Namun, hal ini tidak mengubah fakta bahwa, secara potensial, pengembangan Sabang sebagai pelabuhan bebas yang besar dapat secara signifikan meningkatkan kondisi ekonomi.
Mengingat bahwa upaya untuk mentransformasi Sabang sebagai pelabuhan bebas yang makmur telah terjadi lebih dari 20 tahun yang lalu, dalam kondisi ekonomi dan politik Indonesia yang kini sangat berbeda, sudah saatnya Sabang diberikan kesempatan lagi untuk mencapai potensinya sebagai pusat ekonomi dan perdagangan.
Status pelabuhan bebas Sabang sudah seharusnya menjadi suatu hal yang benar-benar diimplementasi secara penuh.
Di tahun 2024 lalu, terdengar kabar bahwa Kementerian Koordinator Maritim dan Investasi (KemenkoMarves) mengusulkan Sabang dijadikan pelabuhan Hub Transit. Tentunya gagasan ini bisa menjadi awal untuk membangunkan kembali Pelabuhan Sabang yang sudah cukup lama tertidur.

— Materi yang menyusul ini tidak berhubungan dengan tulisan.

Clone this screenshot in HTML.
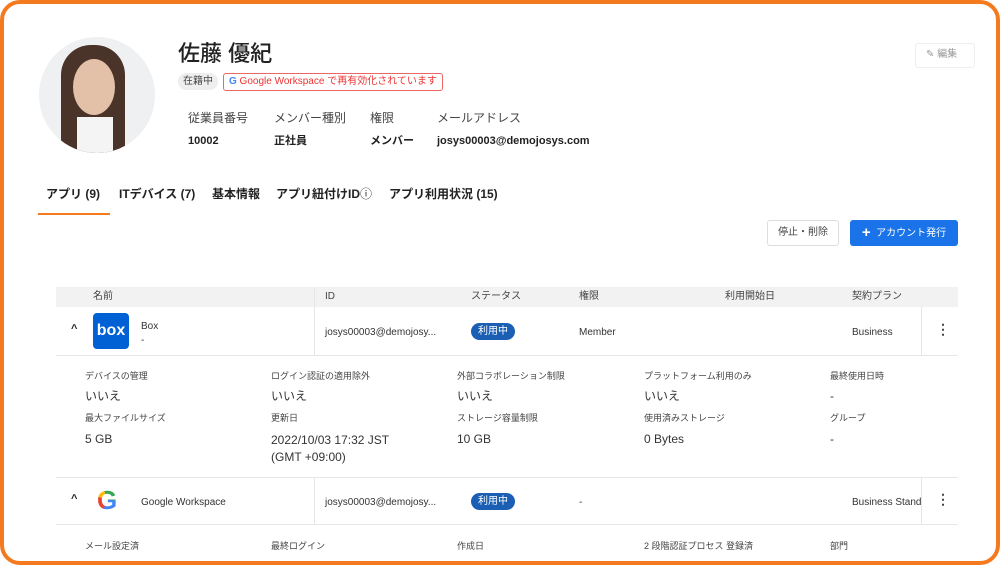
<!DOCTYPE html>
<html><head><meta charset="utf-8"><style>
*{margin:0;padding:0;box-sizing:border-box}
body{width:1000px;height:565px;background:#fff;font-family:"Liberation Sans","Noto Sans CJK JP",sans-serif;color:#222;position:relative;overflow:hidden}
.frame{position:absolute;left:0;top:0;width:1000px;height:565px;border:4px solid #f47a20;border-radius:20px}
.a{position:absolute;white-space:nowrap;line-height:1.25}
.lbl{font-size:12px;color:#444}
.b{font-weight:bold;font-size:11px;line-height:14px}
.s{font-size:9px;color:#444;line-height:12px}
.v{font-size:12px;color:#333;line-height:15px}
.pill{background:#1a5fb4;color:#fff;font-size:10px;border-radius:10px;padding:2px 7px;line-height:13px}
</style></head><body>
<div class="frame"></div>
<div class="a" style="left:39px;top:37px;width:116px;height:116px;border-radius:50%;overflow:hidden;background:#eef0f2">
<div style="position:absolute;left:22px;top:8px;width:64px;height:115px;border-radius:30px 30px 10px 10px;background:#4a3328"></div>
<div style="position:absolute;left:34px;top:22px;width:42px;height:56px;border-radius:50%;background:#e3c0a8"></div>
<div style="position:absolute;left:38px;top:80px;width:36px;height:40px;background:#f4f4f4"></div>
</div>
<div class="a" style="left:178px;top:40px;font-size:22px;font-weight:500">佐藤 優紀</div>
<div class="a" style="left:178px;top:73px;background:#eee;border-radius:8px;font-size:10px;padding:2px 5px;color:#444;line-height:13px">在籍中</div>
<div class="a" style="left:223px;top:73px;border:1px solid #e66;border-radius:3px;font-size:10px;padding:1px 5px;color:#e33;line-height:14px"><b style="color:#4285f4">G</b> Google Workspace で再有効化されています</div>
<div class="a lbl" style="left:188px;top:111px">従業員番号</div>
<div class="a lbl" style="left:274px;top:111px">メンバー種別</div>
<div class="a lbl" style="left:370px;top:111px">権限</div>
<div class="a lbl" style="left:437px;top:111px">メールアドレス</div>
<div class="a b" style="left:188px;top:134px">10002</div>
<div class="a b" style="left:274px;top:134px">正社員</div>
<div class="a b" style="left:370px;top:134px">メンバー</div>
<div class="a b" style="left:437px;top:134px">josys00003@demojosys.com</div>
<div class="a" style="left:915px;top:43px;width:60px;height:25px;border:1px solid #eee;border-radius:3px;font-size:10px;color:#999;padding:5px 0 0 10px">✎ 編集</div>
<div class="a" style="left:46px;top:187px;font-size:12px;font-weight:bold">アプリ (9)</div>
<div class="a" style="left:119px;top:187px;font-size:12px;font-weight:bold">ITデバイス (7)</div>
<div class="a" style="left:212px;top:187px;font-size:12px;font-weight:bold">基本情報</div>
<div class="a" style="left:276px;top:187px;font-size:12px;font-weight:bold">アプリ紐付けID<span style="font-weight:normal">ⓘ</span></div>
<div class="a" style="left:389px;top:187px;font-size:12px;font-weight:bold">アプリ利用状況 (15)</div>
<div class="a" style="left:38px;top:213px;width:72px;height:2px;background:#f47a20"></div>
<div class="a" style="left:767px;top:220px;width:72px;height:26px;border:1px solid #ddd;border-radius:3px;font-size:10px;color:#444;text-align:center;line-height:24px">停止・削除</div>
<div class="a" style="left:850px;top:220px;width:108px;height:26px;background:#1a73e8;border-radius:3px;font-size:10px;color:#fff;text-align:center;line-height:26px"><b style="font-size:15px;vertical-align:-1px">+</b>&nbsp; アカウント発行</div>
<div class="a" style="left:56px;top:287px;width:902px;height:20px;background:#f2f2f2"></div>
<div class="a" style="left:314px;top:287px;width:1px;height:68px;background:#e6e6e6"></div>
<div class="a" style="left:314px;top:478px;width:1px;height:47px;background:#e6e6e6"></div>
<div class="a" style="left:921px;top:307px;width:1px;height:48px;background:#e6e6e6"></div>
<div class="a" style="left:921px;top:478px;width:1px;height:47px;background:#e6e6e6"></div>
<div class="a s" style="left:93px;top:291px;font-size:10px">名前</div>
<div class="a s" style="left:325px;top:291px;font-size:10px">ID</div>
<div class="a s" style="left:471px;top:291px;font-size:10px">ステータス</div>
<div class="a s" style="left:579px;top:291px;font-size:10px">権限</div>
<div class="a s" style="left:725px;top:291px;font-size:10px">利用開始日</div>
<div class="a s" style="left:852px;top:291px;font-size:10px">契約プラン</div>
<div class="a" style="left:56px;top:355px;width:902px;height:1px;background:#e6e6e6"></div>
<div class="a" style="left:56px;top:477px;width:902px;height:1px;background:#e6e6e6"></div>
<div class="a" style="left:56px;top:524px;width:902px;height:1px;background:#e6e6e6"></div>
<div class="a" style="left:71px;top:323px;font-size:11px;font-weight:bold">^</div>
<div class="a" style="left:93px;top:313px;width:36px;height:36px;background:#0061d5;border-radius:4px;color:#fff;font-weight:bold;font-size:16px;text-align:center;line-height:36px">box</div>
<div class="a v" style="left:141px;top:319px;font-size:10px">Box</div>
<div class="a v" style="left:141px;top:333px;font-size:10px">-</div>
<div class="a v" style="left:325px;top:325px;font-size:10px">josys00003@demojosy...</div>
<div class="a pill" style="left:471px;top:323px">利用中</div>
<div class="a v" style="left:579px;top:325px;font-size:10px">Member</div>
<div class="a v" style="left:852px;top:325px;font-size:10px">Business</div>
<div class="a" style="left:936px;top:321px;font-size:14px;font-weight:bold;color:#444">⋮</div>
<div class="a s" style="left:85px;top:370px">デバイスの管理</div>
<div class="a s" style="left:271px;top:370px">ログイン認証の適用除外</div>
<div class="a s" style="left:457px;top:370px">外部コラボレーション制限</div>
<div class="a s" style="left:644px;top:370px">プラットフォーム利用のみ</div>
<div class="a s" style="left:830px;top:370px">最終使用日時</div>
<div class="a v" style="left:85px;top:389px">いいえ</div>
<div class="a v" style="left:271px;top:389px">いいえ</div>
<div class="a v" style="left:457px;top:389px">いいえ</div>
<div class="a v" style="left:644px;top:389px">いいえ</div>
<div class="a v" style="left:830px;top:389px">-</div>
<div class="a s" style="left:85px;top:412px">最大ファイルサイズ</div>
<div class="a s" style="left:271px;top:412px">更新日</div>
<div class="a s" style="left:457px;top:412px">ストレージ容量制限</div>
<div class="a s" style="left:644px;top:412px">使用済みストレージ</div>
<div class="a s" style="left:830px;top:412px">グループ</div>
<div class="a v" style="left:85px;top:432px">5 GB</div>
<div class="a v" style="left:271px;top:432px;line-height:17px">2022/10/03 17:32 JST<br>(GMT +09:00)</div>
<div class="a v" style="left:457px;top:432px">10 GB</div>
<div class="a v" style="left:644px;top:432px">0 Bytes</div>
<div class="a v" style="left:830px;top:432px">-</div>
<div class="a" style="left:71px;top:493px;font-size:11px;font-weight:bold">^</div>
<div class="a" style="left:97px;top:486px;font-size:26px;font-weight:bold;line-height:28px;background:conic-gradient(from 200deg,#ea4335 0 25%,#fbbc05 25% 40%,#34a853 40% 70%,#4285f4 70% 100%);-webkit-background-clip:text;color:transparent">G</div>
<div class="a v" style="left:141px;top:495px;font-size:10px">Google Workspace</div>
<div class="a v" style="left:325px;top:495px;font-size:10px">josys00003@demojosy...</div>
<div class="a pill" style="left:471px;top:493px">利用中</div>
<div class="a v" style="left:579px;top:495px;font-size:10px">-</div>
<div class="a v" style="left:852px;top:495px;font-size:10px;width:69px;overflow:hidden">Business Standard</div>
<div class="a" style="left:936px;top:491px;font-size:14px;font-weight:bold;color:#444">⋮</div>
<div class="a s" style="left:85px;top:540px">メール設定済</div>
<div class="a s" style="left:271px;top:540px">最終ログイン</div>
<div class="a s" style="left:457px;top:540px">作成日</div>
<div class="a s" style="left:644px;top:540px">2 段階認証プロセス 登録済</div>
<div class="a s" style="left:830px;top:540px">部門</div>
</body></html>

Jika kita mengamati sejarah Singapura, negara di Asia Tenggara dengan indeks kualitas hidup tertinggi, kita dapat melihat bahwa alasan utama dibalik kekayaannya saat ini adalah keberhasilannya sebagai pelabuhan bebas yang mampu menarik investor asing serta menjadi pusat perdagangan berkat kebijakan ekonominya yang cenderung mengarah kepada kebijakan ekonomi free market.
Namun, menjadikan sabang sebagai Singapura hanya akan menjadi dongeng belaka jika tidak diikuti dengan komitmen serius dari Pemerintah Pusat dan Daerah, tidak akan mungkin pelabuhan Sabang akan bangun dari tidurnya jika harga BBM industri di Sabang lebih mahal dibandingkan dengan Batam.
Tidak ada alasan mengapa Sabang, yang memiliki posisi strategis lebih unggul—karena terletak langsung di pintu masuk kapal-kapal dari Lautan Hindia ke Selat Malaka—tidak dapat mereplikasi kesuksesan ekonomi seperti Singapura. Untuk mencapai kesuksesan ekonomi, Sabang sebagai pelabuhan bebas harus benar-benar mempunyai kebijakan yang mencerminkan status tersebut.